- Directed by: S. U. Sunny
- Written by: Azmi Bazidpuri
- Produced by: Naushad
- Starring: Dilip Kumar Nargis Munawar Sultana
- Cinematography: Fali Mistry
- Edited by: Moosa Mansoor
- Music by: Naushad
- Release date: 15 December 1950;
- Running time: 142 minutes
- Country: India
- Language: Hindi

= Babul (1950 film) =

1950 film

Babul (English: Father's House) is a 1950 Bollywood musical drama film directed by S.U. Sunny, produced and with music direction by Naushad. The film stars Dilip Kumar, Nargis, Munawar Sultana in pivotal roles. A box office success, the film became the 2nd highest earning film of 1950, earning an approximate gross of Rs. 12,500,000 and a net of Rs. 70,00,000.

==Plot==
Ashok hails from a wealthy family and has a job as a postmaster, but it is clear that his job requires little hard labor, aside from sending an occasional telegram, leaving him time to enjoy his comforts – cigarettes, painting and song writing. A girl named Bela, the poor and simple daughter of the former postmaster strives for his affections and is supported by her poor father who wants her married. Bela prepares Ashok's meals, teases and amuses him, and imagines a happy marriage with Ashok, who likes her but is not in love with her.

Bela has competition from the wealthy landowner Jamnadas's daughter Usha, who lives a lavish lifestyle in a hilltop mansion. Usha, drives a foreign car and seems more suitable for Ashok, the young postmaster. Bela, heartbroken, in a fit of jealousy lies to Usha that Ashok has confessed his love for her and is playing a double game.
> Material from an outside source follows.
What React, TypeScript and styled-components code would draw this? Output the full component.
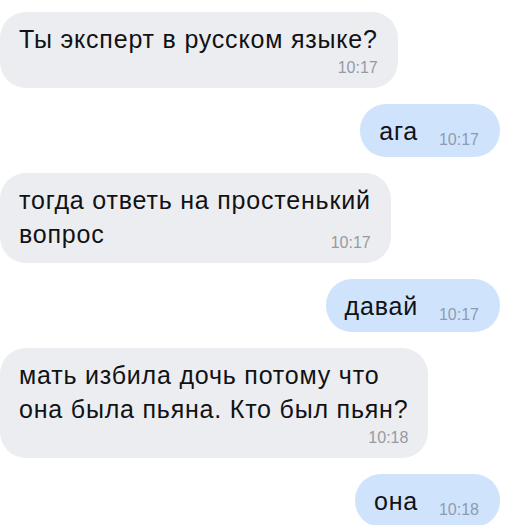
import styled, { createGlobalStyle } from "styled-components";

type Side = "in" | "out";

type Message = {
  side: Side;
  lines: Array<string>;
  time: string;
  timeInline: boolean;
};

const MESSAGES: Array<Message> = [
  { side: "in", lines: ["Ты эксперт в русском языке?"], time: "10:17", timeInline: false },
  { side: "out", lines: ["ага"], time: "10:17", timeInline: true },
  { side: "in", lines: ["тогда ответь на простенький", "вопрос"], time: "10:17", timeInline: true },
  { side: "out", lines: ["давай"], time: "10:17", timeInline: true },
  { side: "in", lines: ["мать избила дочь потому что", "она была пьяна. Кто был пьян?"], time: "10:18", timeInline: false },
  { side: "out", lines: ["она"], time: "10:18", timeInline: true },
];

const GlobalStyle = createGlobalStyle`
  html, body {
    margin: 0;
    padding: 0;
    background: #ffffff;
  }
  body {
    font-family: "Liberation Sans", Arial, sans-serif;
    -webkit-font-smoothing: antialiased;
  }
`;

const App = () => {
  return (
    <>
      <GlobalStyle />
      <Chat>
        {MESSAGES.map((message, index) => (
          <ChatBubble message={message} key={index} />
        ))}
      </Chat>
    </>
  );
};

export default App;

const ChatBubble = ({ message }: { message: Message }) => {
  const last = message.lines.length - 1;
  return (
    <Row side={message.side}>
      <Bubble side={message.side}>
        {message.lines.map((line, i) => (
          <Line key={i}>
            <span>{line}</span>
            {i === last && message.timeInline && (
              <Time side={message.side}>{message.time}</Time>
            )}
          </Line>
        ))}
        {!message.timeInline && (
          <TimeRow>
            <Time side={message.side}>{message.time}</Time>
          </TimeRow>
        )}
      </Bubble>
    </Row>
  );
};

const Chat = styled.div`
  display: flex;
  flex-direction: column;
  gap: 16px;
  width: 514px;
  height: 525px;
  padding: 12px 14px 0 0;
  box-sizing: border-box;
  overflow: hidden;
`;

const Row = styled.div<{ side: Side }>`
  display: flex;
  justify-content: ${({ side }) => (side === "out" ? "flex-end" : "flex-start")};
`;

const Bubble = styled.div<{ side: Side }>`
  display: flex;
  flex-direction: column;
  padding: ${({ side }) => (side === "out" ? "10px 21px 9px 19px" : "10px 20px 12px 19px")};
  border-radius: 26px;
  background-color: ${({ side }) => (side === "out" ? "#cfe4fc" : "#ecedf1")};
  color: #111214;
`;

const Line = styled.div`
  display: flex;
  align-items: flex-end;
  justify-content: space-between;
  gap: 21px;
  font-size: 25px;
  line-height: 34px;
  letter-spacing: 0.8px;
  white-space: nowrap;
`;

const TimeRow = styled.div`
  display: flex;
  justify-content: flex-end;
  margin-top: 4px;
`;

const Time = styled.span<{ side: Side }>`
  font-size: 16px;
  line-height: 16px;
  letter-spacing: 0;
  color: ${({ side }) => (side === "out" ? "#8d9bb0" : "#959aa3")};
`;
Bela witnesses Usha's wedding while sitting in a tree, believing that shortly afterwards she would be married off to Ashok. But the tree branch that she is sitting on breaks and she falls to the ground, severely injured. As she is brought back to her father's home in this condition, Ashok arrives and promises her father he would marry Bela. As Ashok sits on Bela's bedside to comfort her, Bela dreams again that the black-veiled rider has come to get her and dies.

== Cast ==
- Dilip Kumar as Ashok
- Nargis as Bela
- Munawar Sultana as Usha
- Amar as Usha's Father
- Jankidas as Ashok's Father
- Jugnu as Munshi
- Khursheed as Munshi's Wife
- Uma Devi as Tun Tun (Munshi's Daughter)

==Music==

The score and a soundtrack of fifteen songs was composed by Naushad and the lyrics were penned by Shakeel Badayuni. The songs were mostly about the joys and pains of love, and the film is closely connected to the lyrics. The best known song in the film Chod Babul Ka Ghar (literally meaning Now you must leave your father's house), is performed when a newly married girl departs from her maternal home and village. The love song Nadi Kinare (On the bank of a river) is performed by Ashok and Usha and a group of boatmen.

| No. | Title | Singer(s) | Length |
|---|---|---|---|
| 1. | "Duniya Badal Gayi" | Shamshad Begum, Talat Mahmood | 03:20 |
| 2. | "Dhadke Mera Dil" | Shamshad Begum | 03:19 |
| 3. | "Chhod Babul Ka Ghar (Female)" | Shamshad Begum | 03:17 |
| 4. | "Chhod Babul Ka Ghar (Male)" | Talat Mahmood, Mohammed Rafi | 03:35 |
| 5. | "Kisi Ke Dil Mein Rehna Tha" | Shamshad Begum, Lata Mangeshkar | 03:41 |
| 6. | "Lagan More Man Ki" | Lata Mangeshkar, Munawar Sultana | 03:13 |
| 7. | "Mera Jeevan Saathi Bichhad Gaya" | Talat Mahmood | 03:25 |
| 8. | "Milte Hi Ankhen Dil Hua Diwana Kisi Ka" | Shamshad Begum, Talat Mahmood | 02:55 |
| 9. | "Pancchi Ban Mein" | Lata Mangeshkar | 03:03 |
| 10. | "Husn Walon Ko Na Dil Do" | Talat Mahmood | 03:31 |
| 11. | "Jadoo Bhare Nainon Mein" | Shamshad Begum, Dilip Kumar | 03:29 |
| 12. | "Nadi Kinare Saath Hamare" | Shamshad Begum, Talat Mahmood, Mohammed Rafi | 03:17 |
| 13. | "Na Socha Tha Yeh" | Shamshad Begum | 03:32 |
| Total length: |  |  | 43:37 |

==Cinematography==
The film takes a theatrical form, largely attributed to the set of the film and script. Cinematographer Fali Mistry contributes much to the film with atmospheric lighting, especially during night scenes and is able to create an essence of darkness in the hilltop mansion which adds an element of suspense.